Apelles could, only because of his trained mind, imitate nature with paint and brush so well that it seemed nature itself had borrowed the shapes of things from Apelles. Another artist will control his chisel with his trained mind, to form stone in shapes for which nature should not be ashamed. Indeed it would seem that while nature always strives for perfection, it is in art that we see it more often displayed.
It is not my intention here to disparage nature, whose manifestations fill us daily with wonder and amazement. I intend rather to represent the actual character of an Art and to promote the reverence for her. In addition I want it to be examined by everyone- the diligence and interest of everyone should therefore be excited.
The forces which were lent to the human understanding by nature, are not present alike in each art, and even if they were, then they would nevertheless not be developed in the same way. Of two arts one is usually superior, this is in general the one based on knowledge.
Most people do not seriously consider how they could secure themselves against all manner of abuse or assault, as might be leveled against them by evilhearted villains, eager for violence.

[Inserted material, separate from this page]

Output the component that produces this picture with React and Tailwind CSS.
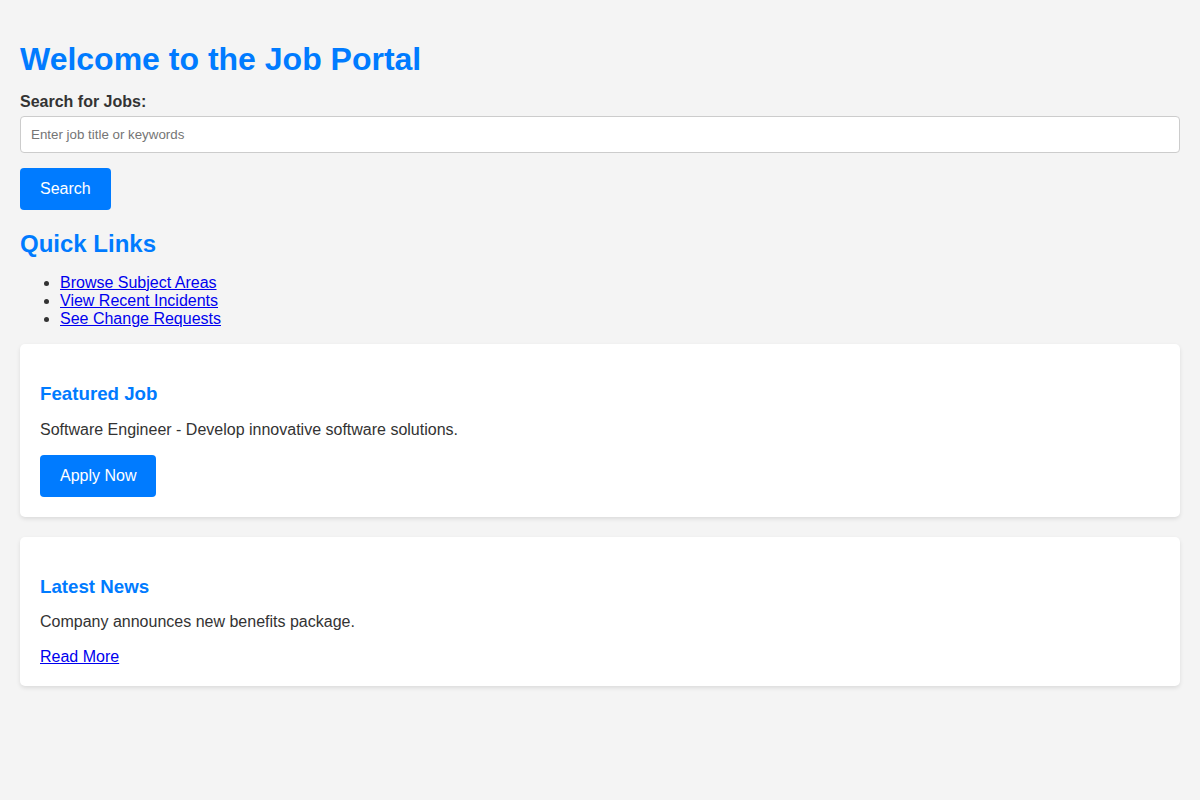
import React from 'react';

const Card = ({ title, children }) => (
  <div className="bg-white rounded-[5px] shadow-[0_2px_4px_rgba(0,0,0,0.1)] px-5 pt-[38.72px] pb-5 mb-5">
    <h3 className="text-[18.72px] leading-[21.5px] font-bold text-[#007bff] mb-4">{title}</h3>
    {children}
  </div>
);

const App = () => {
  const [query, setQuery] = React.useState('');

  return (
    <div className="min-h-[800px] bg-[#f4f4f4] text-[#333] p-5 font-['Liberation_Sans',Arial,sans-serif] text-[16px] leading-[18.4px]">
      <h1 className="text-[32px] leading-[37px] font-bold text-[#007bff] mt-[21px] mb-[14.6px]">
        Welcome to the Job Portal
      </h1>

      <label htmlFor="search" className="block font-bold mb-[5px]">
        Search for Jobs:
      </label>
      <input
        id="search"
        type="text"
        value={query}
        onChange={(e) => setQuery(e.target.value)}
        placeholder="Enter job title or keywords"
        className="block w-full h-[37px] px-[10px] text-[13.333px] bg-white border border-[#ccc] rounded-[4px] placeholder:text-[#757575] outline-none"
      />
      <button className="mt-[15px] h-[42px] px-5 bg-[#007bff] text-white rounded-[4px] text-[16px]">
        Search
      </button>

      <h2 className="text-[24px] leading-[27.6px] font-bold text-[#007bff] mt-5 mb-4">Quick Links</h2>
      <ul className="list-disc pl-10 mb-[15.5px]">
        <li><a href="#" className="text-[#0000ee] underline">Browse Subject Areas</a></li>
        <li><a href="#" className="text-[#0000ee] underline">View Recent Incidents</a></li>
        <li><a href="#" className="text-[#0000ee] underline">See Change Requests</a></li>
      </ul>

      <Card title="Featured Job">
        <p className="mb-4">Software Engineer - Develop innovative software solutions.</p>
        <button className="h-[42px] px-5 bg-[#007bff] text-white rounded-[4px] text-[16px]">
          Apply Now
        </button>
      </Card>

      <Card title="Latest News">
        <p className="mb-4">Company announces new benefits package.</p>
        <a href="#" className="text-[#0000ee] underline">Read More</a>
      </Card>
    </div>
  );
};

export default App;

Our wrestler has studied this problem, first developing his mind, then looking for effective strikes and holds, by which one can defend against violent attacks with shoves, punches or a knife. These he has practiced diligently, and, to benefit the community, he has decided finally to compile this instructional book on the art of wrestling. Cruel Death has untimely taken him from us, before he could bring this project to conclusion. The images had already been prepared during his life, ordered and provided with explanatory captions to instruct the studious wrestler.
Therefore we no longer want to keep this excellent and useful art from the world, particularly since many enthusiasts have insistently requested its publication. We want to publish this also for the benefit of the world, in that it may help check criminal violence.
Receive therefore this new, outstanding and useful art, of which no man should remain ignorant, with friendly thankfulness. Study the techniques diligently, and practice them. You will never regret the effort, on the contrary, you will enjoy many good fruits from your labor, you will be able to easily discourage and reduce aggressive behavior, and thus even those ignorant of this art will benefit, as they too will be able to move about in peace and unmolested.
To the Wrestling Enthusiast
Honored reader, this art is here presented in such way that everything you may want to know about it, is duly described. You find here a very clear ordering of all body parts. Which technique is appropriate for a given attack, follows from the ordering of the illustrations, and so nobody would confuse the fighters drawn, they are marked A and B, B and C, C and D, and so on. And because variation is always pleasant, so sometimes A will be the victor, and sometimes B. The different clothing worn by the fighters shown on the plates, will also help to distinguish them by their appearance, as will be noted by the attentive reader.
Those wanting to experience this art in reality, or wanting to receive personal instruction, can contact Nicolaes Petter's student Robert Cors, who has practiced all techniques many times with the master. He is prepared to instruct interested parties in these techniques for reasonable remuneration. He can be reached at the Witwe house of Nicolaes Petter on the Prinsengracht in the Gustavusburgh not far from the combat academy. There all lovers of this wonderful art will find such complete joy, that they will feel indebted forever.
Use this art to your advantage, but may you always gratefully remember the one that gave this art to you. Then the future will see others, who by their trained mind will continue to enrich the art with new techniques. Live well!